SOUND OF THE MOUNTAIN (Mikio Naruse, 1954)

Three bad marriages interlock in Yama no oto, based on Nobel Prize-winning Yasunari Kawabata’s novel, which Yôko Mizuki adapted. Director Mikio Naruse, perhaps overwhelmed by the novelistic character of the script, has not realized, precisely, a film, although a summary meeting by the two main characters in a Tokyo park, exceptionally fluent, knocks one’s socks off.
     Shingo and Kikuko Ogata, his daughter-in-law, account for two of the three “bad” marriages. Shingo may have been in love with his wife’s sister, who died, before his marriage; at least this is what his wife believes. Another strain on the marriage is Shingo’s much greater level of comfort, and perhaps infatuation, with Kikuko. Indeed, Kikuko also is more comfortable with her father-in-law than with her cold, philandering spouse, Shuuichi, who works in his father’s firm. Both couples live together under the same roof, where Kikuko, since the departure of the household servant, has become something of a drudge. Emotionally bottled-up, she sometimes explodes into hysterical release, reinforcing Shuuichi’s conviction that she is more like a child than like a desireable wife. Chicken-and-egg: It is impossible to determine whether Kikuko’s neurotic demeanor preceded her husband’s neglect and adultery, or vice versa—or, for that matter, whether the closeness between Father and Kikuko provoked Shuuichi’s marital disappointment or came after. Although it is convenient for us to have “answers” to relational ambiguities, to assign blame to someone and exonerate someone else, feelings are complex; they often contribute to outcomes while they are as yet anticipatory or unconscious. They may weigh in, even destroying a relationship, reciprocally, simultaneously. The “human material” in this film fascinates and partially redeems its Jane Wymanish soap operatic tendencies.

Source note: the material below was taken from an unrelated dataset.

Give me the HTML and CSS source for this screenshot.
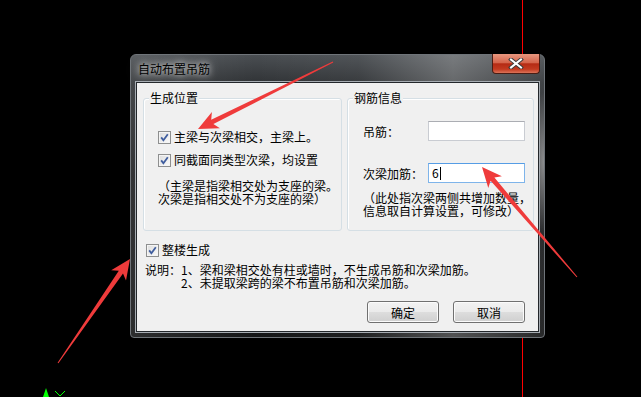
FILE: index.html
```html
<!DOCTYPE html>
<html lang="zh-CN">
<head>
    <meta charset="UTF-8">
    <title>自动布置吊筋</title>
    <link rel="stylesheet" href="styles.css">
</head>
<body>
    <svg class="cad" width="641" height="397">
        <line x1="522.5" y1="0" x2="522.5" y2="397" stroke="#ff0000" stroke-width="1"/>
        <polygon points="46,388 43,397 49,397" fill="#00ff00"/>
        <polyline points="55,391 60,396 65,391" fill="none" stroke="#00ff00" stroke-width="1"/>
    </svg>

    <div class="window">
        <div class="titlebar">
            <span class="title">自动布置吊筋</span>
            <span class="close">
                <svg width="16" height="11" viewBox="0 0 16 11">
                    <path d="M3 1.5 L13 9.5 M13 1.5 L3 9.5" stroke="#3b3b3b" stroke-width="4" stroke-linecap="square"/>
                    <path d="M3 1.5 L13 9.5 M13 1.5 L3 9.5" stroke="#ffffff" stroke-width="2" stroke-linecap="square"/>
                </svg>
            </span>
        </div>
        <div class="client">
            <div class="groups">
                <div class="group left">
                    <div class="group-title">生成位置</div>
                    <div class="check-row first">
                        <span class="checkbox"><svg width="13" height="13" viewBox="0 0 13 13"><path d="M3.2 6.4 L5.4 9.2 L9.8 3.2" fill="none" stroke="#3f5d9e" stroke-width="1.8"/></svg></span>
                        <span>主梁与次梁相交，主梁上。</span>
                    </div>
                    <div class="check-row second">
                        <span class="checkbox"><svg width="13" height="13" viewBox="0 0 13 13"><path d="M3.2 6.4 L5.4 9.2 L9.8 3.2" fill="none" stroke="#3f5d9e" stroke-width="1.8"/></svg></span>
                        <span>同截面同类型次梁，均设置</span>
                    </div>
                    <div class="note left-note">
                        <div>（主梁是指梁相交处为支座的梁。</div>
                        <div>次梁是指相交处不为支座的梁）</div>
                    </div>
                </div>
                <div class="group right">
                    <div class="group-title">钢筋信息</div>
                    <div class="field first">
                        <span class="label">吊筋：</span>
                        <span class="input"></span>
                    </div>
                    <div class="field second">
                        <span class="label">次梁加筋：</span>
                        <span class="input focus">6<span class="caret"></span></span>
                    </div>
                    <div class="note right-note">
                        <div>（此处指次梁两侧共增加数量，</div>
                        <div>信息取自计算设置，可修改）</div>
                    </div>
                </div>
            </div>
            <div class="check-row whole">
                <span class="checkbox"><svg width="13" height="13" viewBox="0 0 13 13"><path d="M3.2 6.4 L5.4 9.2 L9.8 3.2" fill="none" stroke="#3f5d9e" stroke-width="1.8"/></svg></span>
                <span>整楼生成</span>
            </div>
            <div class="desc">
                <div>说明：1、梁和梁相交处有柱或墙时，不生成吊筋和次梁加筋。</div>
                <div class="indent">2、未提取梁跨的梁不布置吊筋和次梁加筋。</div>
            </div>
            <div class="buttons">
                <button>确定</button>
                <button>取消</button>
            </div>
        </div>
    </div>

    <svg class="arrows" width="641" height="397">
        <polygon fill="#ef3b3b" points="198,129 219.9,128.2 213.4,124.1 333.2,62.4 332.8,61.6 211.2,119.7 211.9,112"/>
        <polygon fill="#ef3b3b" points="482,167 501.9,176.2 494.4,177.5 577.4,276.7 576.6,277.3 490.6,180.7 488.3,188"/>
        <polygon fill="#ef3b3b" points="130,259 126,280.5 123,273.6 58.4,363.3 57.6,362.7 118.8,270.8 111.2,270.3"/>
    </svg>
</body>
</html>
```

FILE: styles.css
```css
body {
    margin: 0;
    width: 641px;
    height: 397px;
    overflow: hidden;
    box-sizing: border-box;
    padding: 54px 0 0 130px;
    background-color: #000;
    font-family: "Noto Sans CJK SC", "DejaVu Sans", sans-serif;
    font-size: 12px;
    color: #000;
}
.cad {
    position: absolute;
    left: 0;
    top: 0;
}
.arrows {
    position: absolute;
    left: 0;
    top: 0;
    pointer-events: none;
}
.window {
    position: relative;
    width: 415px;
    box-sizing: border-box;
    border: 1px solid #6f7479;
    border-radius: 6px 6px 4px 4px;
    padding: 0 5px 5px;
    background:
        radial-gradient(ellipse 14px 70px at 100% 38%, rgba(255,255,255,0.45), rgba(255,255,255,0)),
        linear-gradient(to right, rgba(255,255,255,0.1) 0, rgba(255,255,255,0) 30%, rgba(255,255,255,0.04) 55%, rgba(255,255,255,0.26) 78%, rgba(255,255,255,0.08) 100%),
        linear-gradient(to bottom, #4a4e52 0, #303336 28px, #1c1d1f 120px, #151617 100%);
}
.titlebar {
    display: flex;
    height: 27px;
    margin: 0 -5px;
    padding-left: 7px;
}
.title {
    flex: 1;
    line-height: 27px;
    text-shadow: 0 0 6px rgba(255,255,255,0.9), 0 0 12px rgba(255,255,255,0.6);
}
.close {
    width: 48px;
    height: 20px;
    box-sizing: border-box;
    margin: -1px 4px 0 0;
    border: 1px solid #4a1d14;
    border-top: none;
    border-radius: 0 0 4px 4px;
    background: linear-gradient(#e8977f, #d5654c 45%, #b52b14 52%, #c23a20 80%, #dc7358);
    display: flex;
    align-items: center;
    justify-content: center;
}
.client {
    height: 250px;
    box-sizing: border-box;
    border: 1px solid #23272b;
    box-shadow: 0 0 0 1px #a6acb2;
    background-color: #f0f0f0;
    padding: 15px 0 0 6px;
}
.groups {
    display: flex;
    gap: 5px;
}
.group {
    height: 133px;
    box-sizing: border-box;
    border: 1px solid #d5dfe5;
    border-radius: 3px;
    box-shadow: inset 1px 1px 0 #fff;
}
.group.left {
    width: 199px;
    padding-left: 14px;
}
.group.right {
    width: 187px;
    padding-left: 15px;
}
.group-title {
    width: fit-content;
    margin-top: -8px;
    padding: 0 1px;
    line-height: 14px;
    background-color: #f0f0f0;
}
.group.left .group-title {
    margin-left: -9px;
}
.group.right .group-title {
    margin-left: -10px;
}
.check-row {
    display: flex;
    align-items: center;
    gap: 3px;
    height: 14px;
    line-height: 14px;
}
.check-row.first {
    margin-top: 25px;
}
.check-row.second {
    margin-top: 9px;
}
.checkbox {
    width: 13px;
    height: 13px;
    box-sizing: border-box;
    border: 1px solid #8e8f8f;
    background: linear-gradient(135deg, #dcdcdc, #fbfbfb);
    box-shadow: inset 0 0 0 1px #f4f4f4;
    display: flex;
    align-items: center;
    justify-content: center;
}
.checkbox svg {
    flex: none;
}
.note {
    white-space: nowrap;
}
.left-note {
    margin-top: 13px;
    line-height: 12.5px;
}
.right-note {
    margin-top: 8px;
    line-height: 13px;
}
.field {
    display: flex;
    align-items: center;
    height: 20px;
}
.field.first {
    margin-top: 16px;
}
.field.second {
    margin-top: 22px;
}
.label {
    width: 65px;
}
.input {
    width: 97px;
    height: 20px;
    box-sizing: border-box;
    border: 1px solid #c9ccd2;
    border-top-color: #abadb3;
    background-color: #fff;
    padding-left: 3px;
    line-height: 18px;
    display: flex;
    align-items: center;
}
.input.focus {
    border-color: #7eb4ea;
    border-top-color: #569de5;
}
.caret {
    width: 1px;
    height: 13px;
    background-color: #000;
    margin-left: 1px;
}
.check-row.whole {
    margin: 12px 0 0 3px;
}
.desc {
    margin: 7px 0 0 2px;
    line-height: 12.5px;
    white-space: nowrap;
}
.indent {
    padding-left: 36px;
}
.buttons {
    display: flex;
    justify-content: flex-end;
    gap: 14px;
    margin: 12px 13px 0 0;
}
button {
    width: 72px;
    height: 22px;
    padding: 0;
    border: 1px solid #707070;
    border-radius: 3px;
    background: linear-gradient(#f2f2f2, #ebebeb 48%, #dddddd 52%, #cfcfcf);
    box-shadow: inset 0 0 0 1px #fbfbfb;
    font-family: "Noto Sans CJK SC", "DejaVu Sans", sans-serif;
    font-size: 12px;
    color: #000;
}
```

     The third “bad marriage” belongs to Fusako, Shingo’s daughter and Shuuichi’s sister, who periodically, when she again packs up her children and leaves her husband, is also under the same roof. She also is jealous of her father’s preference for Kikuko, whose “beauty,” at least to her eye, trumps her own Mother-like plainness. Ironically, Kikuko’s “beauty” is largely the impression made by the neurotic intensity of her feelings, her walking-woundedness and often cover-up forced elation.
     “The child,” as in the case of Shuuichi’s perception of his wife, is a recurrent image in the film. There is the haunting Noh child-mask that Shingo comes into possession of after the death of a colleague—a vague reminder of lost innocence, lost certainties and, possibly, lost love. It is an elusive and poignant symbol. There is also an aborted child; Kikuko has an abortion despite her love of children and her patient desire for a child. Perhaps this is her way to end her marriage definitively and to punish Shuuichi, although Shingo credits her instead with the noble motive of refusing to “use” a child to manipulate Shuuichi back. All three motives may hold. It is also the case that Kikuko may be unconsciously punishing herself by in some sense remaining a child by not having a child. On the other hand, Shuuichi’s mistress rejects his instruction that she have an abortion when she becomes pregnant with their child. He beats her as a result and ends the affair. Some commentators have thus credited Naruse’s film for engaging the issue of “choice,” a woman’s reproductive rights and right of self-determination; but, in context, neither wife nor mistress here seems involved in such matters, let alone expressing a progressive outlook. Rather, each reflects a shifted postwar morality that comes to the fore when the mistress’s apartment-mate notes, “Few women today would give up a relationship because the man is married.” All the characters in this film, with the notable exception of Shingo’s largely clueless wife, operate in an unsettled time.
     Naruse’s film, which is somewhat lackluster, attempts to draw strength from the far, far superior cinema of Yasujiro Ozu. Shingo resembles some of the fathers that Chishu Ryu had played in Ozu films, there is Ozu’s Setsuko Hara onboard as Kikuko, and there are gracious shots, sometimes with the camera at their backs, of Shingo and Kikuko in extended walks. At the same time, however, Naruse uses Ozu as a point of reference, creating a chillier complexion. Shingo reverses the feeling of helplessness that sometimes attaches itself to Ozu’s fathers, but he is almost entirely deluded as to his command of things. At the same time, while Kikuko is painfully neurotic here, Hara’s characters aren’t the least bit neurotic in Ozu’s films. (Unlike Ozu, Naruse doesn’t like women much.) Finally, whereas Ozu creates visual poetry that often bathes characters in empathetic warmth on the basis of their disappointed lives, Naruse employs similar visual poetry as mere respite from his meticulous, somewhat studied observations of characters he generally seems not to care that much about. This may be why Hara, such a great and moving actress for Ozu, never quite comes to life for Naruse.